YOUR INSTRUCTIONS: Each line containing the word "React" should be found and copied.

-------- DATASET EXCERPT

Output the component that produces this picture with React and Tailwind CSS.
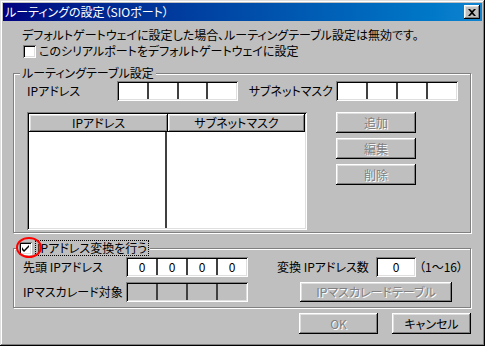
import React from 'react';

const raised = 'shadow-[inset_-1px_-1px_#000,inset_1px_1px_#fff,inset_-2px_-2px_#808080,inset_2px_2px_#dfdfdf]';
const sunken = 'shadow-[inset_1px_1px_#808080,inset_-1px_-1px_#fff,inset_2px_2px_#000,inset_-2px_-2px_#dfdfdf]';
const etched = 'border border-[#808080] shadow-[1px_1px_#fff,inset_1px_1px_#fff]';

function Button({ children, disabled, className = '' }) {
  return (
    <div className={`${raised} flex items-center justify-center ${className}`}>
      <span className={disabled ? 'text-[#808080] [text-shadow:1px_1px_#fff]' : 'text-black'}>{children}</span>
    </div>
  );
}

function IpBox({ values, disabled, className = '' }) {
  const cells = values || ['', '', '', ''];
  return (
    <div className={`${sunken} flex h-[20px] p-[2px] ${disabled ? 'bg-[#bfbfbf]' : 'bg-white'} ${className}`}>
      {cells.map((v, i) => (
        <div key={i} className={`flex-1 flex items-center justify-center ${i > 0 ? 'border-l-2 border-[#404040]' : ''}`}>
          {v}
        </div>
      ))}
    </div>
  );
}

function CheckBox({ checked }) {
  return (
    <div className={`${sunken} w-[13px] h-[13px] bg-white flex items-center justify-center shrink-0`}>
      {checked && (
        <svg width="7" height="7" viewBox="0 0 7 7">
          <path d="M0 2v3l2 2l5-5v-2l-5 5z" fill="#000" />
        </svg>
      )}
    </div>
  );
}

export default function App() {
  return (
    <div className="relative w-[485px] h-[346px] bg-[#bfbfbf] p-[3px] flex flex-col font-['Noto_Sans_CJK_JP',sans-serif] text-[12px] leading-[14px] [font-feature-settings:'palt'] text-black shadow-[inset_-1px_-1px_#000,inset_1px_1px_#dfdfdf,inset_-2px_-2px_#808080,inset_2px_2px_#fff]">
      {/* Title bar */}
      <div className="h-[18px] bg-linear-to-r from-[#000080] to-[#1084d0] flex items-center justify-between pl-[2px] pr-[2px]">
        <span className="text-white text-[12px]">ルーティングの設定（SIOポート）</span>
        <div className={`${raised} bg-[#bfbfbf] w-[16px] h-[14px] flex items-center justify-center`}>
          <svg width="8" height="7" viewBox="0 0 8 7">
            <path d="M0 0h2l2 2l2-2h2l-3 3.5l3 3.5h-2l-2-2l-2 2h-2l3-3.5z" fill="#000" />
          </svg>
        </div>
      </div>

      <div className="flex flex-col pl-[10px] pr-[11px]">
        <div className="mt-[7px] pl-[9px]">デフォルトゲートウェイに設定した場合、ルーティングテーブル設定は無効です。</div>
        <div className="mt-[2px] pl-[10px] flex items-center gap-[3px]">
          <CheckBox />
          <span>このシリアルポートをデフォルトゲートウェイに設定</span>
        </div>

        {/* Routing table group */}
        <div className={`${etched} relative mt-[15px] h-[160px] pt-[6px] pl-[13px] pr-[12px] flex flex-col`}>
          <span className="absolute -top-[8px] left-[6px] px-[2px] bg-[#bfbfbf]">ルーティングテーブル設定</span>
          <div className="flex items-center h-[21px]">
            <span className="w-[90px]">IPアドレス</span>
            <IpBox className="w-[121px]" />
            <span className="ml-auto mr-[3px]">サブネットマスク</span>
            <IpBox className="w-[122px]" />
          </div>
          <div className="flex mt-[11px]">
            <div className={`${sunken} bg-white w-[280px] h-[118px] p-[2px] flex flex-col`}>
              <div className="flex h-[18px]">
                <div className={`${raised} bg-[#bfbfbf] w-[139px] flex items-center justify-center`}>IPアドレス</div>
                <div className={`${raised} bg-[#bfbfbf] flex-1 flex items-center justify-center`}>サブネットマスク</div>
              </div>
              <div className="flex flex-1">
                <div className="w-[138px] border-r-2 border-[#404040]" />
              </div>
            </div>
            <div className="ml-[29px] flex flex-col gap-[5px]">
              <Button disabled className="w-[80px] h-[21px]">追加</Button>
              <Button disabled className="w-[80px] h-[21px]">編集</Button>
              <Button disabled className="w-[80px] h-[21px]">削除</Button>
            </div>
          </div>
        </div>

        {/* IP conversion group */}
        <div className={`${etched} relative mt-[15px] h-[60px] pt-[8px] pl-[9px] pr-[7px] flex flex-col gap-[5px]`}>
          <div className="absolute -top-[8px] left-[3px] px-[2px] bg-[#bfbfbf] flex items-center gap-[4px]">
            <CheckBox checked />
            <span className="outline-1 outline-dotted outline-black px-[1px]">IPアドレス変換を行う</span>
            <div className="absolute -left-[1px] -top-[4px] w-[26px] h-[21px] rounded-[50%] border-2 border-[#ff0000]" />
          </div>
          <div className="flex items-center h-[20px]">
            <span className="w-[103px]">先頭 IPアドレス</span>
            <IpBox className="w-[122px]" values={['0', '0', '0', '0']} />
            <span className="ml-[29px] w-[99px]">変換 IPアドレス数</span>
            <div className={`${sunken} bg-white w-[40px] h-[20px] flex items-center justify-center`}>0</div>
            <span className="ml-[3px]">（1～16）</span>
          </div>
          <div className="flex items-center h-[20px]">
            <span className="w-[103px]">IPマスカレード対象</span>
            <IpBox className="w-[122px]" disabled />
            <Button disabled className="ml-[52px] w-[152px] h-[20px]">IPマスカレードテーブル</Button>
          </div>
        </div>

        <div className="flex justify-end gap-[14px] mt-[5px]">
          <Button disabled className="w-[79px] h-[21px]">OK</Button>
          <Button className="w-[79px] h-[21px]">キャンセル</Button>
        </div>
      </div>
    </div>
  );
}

----------------

THE SOLUTION:
Output the component that produces this picture with React and Tailwind CSS.
import React from 'react';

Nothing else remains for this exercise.